3D Scene Reconstruction and Object Recognition

Contact: Michael Reed <m-reed@cs.columbia.edu>

Robot-mounted laser scanning a part.

Generating models of scenes has been one of the central goals in computer vision. It is usually done in a piece-wise fashion by identifying various parts of the scene and from those parts constructing a representation of the whole. In contrast, what we present here is a method that leads to the creation of a model of an entire scene, which may be just one object or several. This method involves constructing solid models by scanning a scene with a laser rangefinder. Distinct models are created from each of multiple views, and the intersection of these models forms a solid representation of the scene from which a CAD model is taken.

In the scanning phase, the laser beam is swept over the object to be imaged, generating an array of depth values. The size of the array is determined by the number of depth values in the X and Y directions and the dynamic range of the sensor (i.e. number of bits of digitization). Scanning is by no means a perfect process. Laser rangefinders have noise that is affected by the surface material, color, and geometry. Further, the noise is not normally distributed, and is therefore difficult to remove.

To produce accurate estimates, the data must be smoothed by applying a filter or using an estimation technique. We have found that simple preprocessing with a median filter, followed by an adaptive planar fit works reasonably well for polyhedral objects, or objects where the curvature is not in the X-Y plane of the imager.

The data collected is dense but contains little information about the complexity and topology of the scanned object. In order to build a high-level model, it is necessary to group adjacent point data into regions of like surface. This segmentation process involves labeling those parts of the image that lie on a common geometric entity. We have found a combination of region growing and surface normal analysis facilitates rapid segmentation, while still allowing one to adjust the parameters of the segmentation. These parameters include the minimum size of each segment, maximum deviation of surface normals between adjacent segments, maximum error of depth value fit to surface patch, maximum error of entire surface patch fit, and convexity of surface path.

Once an incomplete model has been built for each of the range images, the views must be merged in some way to generate a more accurate representation of the scene. The desired features for a representation are that it be effective at modeling the segmented data of each view and be able to quickly merge the different views into a single, accurate representation of the data. Such a representation is the Binary Space Partitioning Tree, or BSPT (See H. Fuchs, Z. Kedem, and B. Naylor, "On Visible Surface Generation by A Priori Tree Structures", in Computer Graphics, 14(3), June 1990). The BSPT has unique advantages as an intermediate representation for the different views. Its tree structure allows very efficient algorithms to be developed, it is compact, and it is numerically robust. The ability to quickly merge 3-D data represented as a BSPT is at the heart of our proposed work. We will be able to take a number of views of an object with our laser scanner, segment the data into planar regions, and from this build a BSPT for each view. Each of these views represents decomposition of 3-D space, and by quickly merging the trees, we can generate a new composite tree that represents the entire object to be scanned.
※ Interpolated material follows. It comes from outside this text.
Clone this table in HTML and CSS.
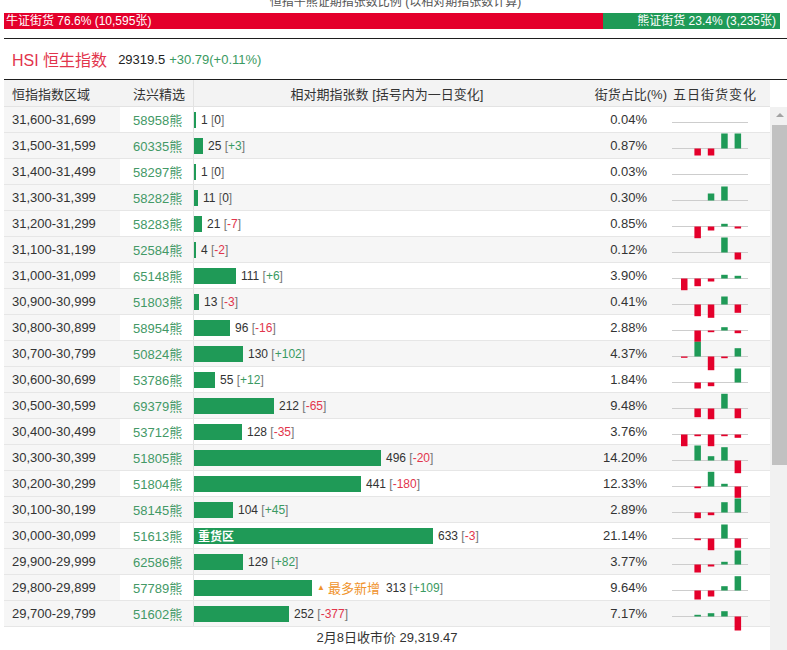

In our experimental system, a Servo-Robot laser rangefinder is manipulated by a Puma 560 robot (see the image above). The rangefinder unit scans a laser beam in an arc, so that a single scan line is recovered. The Puma 560 moves the scanning head orthogonal to the scanning plane, thereby allowing the acquisition of a 2-D array of depth values, or a range image, of the part being scanned. The resolution of the laser is adjustable, as is the translation of the robot arm, allowing from very coarse to very fine data to be acquired.

Figure 1. Raw laser range image and corresponding segmented image.

Figure 2. Simulation of model and the actual occluding volume computed from its faces.

The laser acquires an image of the part by scanning one side. A segmentation algorithm is used to group the data and determine polygonal surface regions. The raw scanned data and segmented image for one view are shown in figure 1. The polygonal surface regions are used to build a BSPT representation of the faces seen by the scanner. A visibility algorithm is then run to determine what regions are occluded by these faces. In figure 2, we show a range image, a simulated model of the faces developed from that image, and the output of a visibility algorithm on this simulated model. The occluded areas can be identified and used to plan the next scan. Recall that the volume shown is the region which the scanner is unable to image due to occlusion. At this point, the sensor planning algorithm would compute a new area of the object to be scanned such that the scanner explores as much of the occluded region as it can. The process would then be repeated for the new view. Two other simulated views, chosen by hand, are shown in figures 3 and 4. The final step is to take each of the BSPTs and merge them together, forming a complete solid model such as the model of the object shown in figure 5.

Figure 3. Raw laser range image, simulation, and generated occluding volume from second view.

Figure 4. Raw laser range image, simulation, and generated occluding volume from third view.

Figure 5. Simulation of object model generated by intersecting above occluding volumes.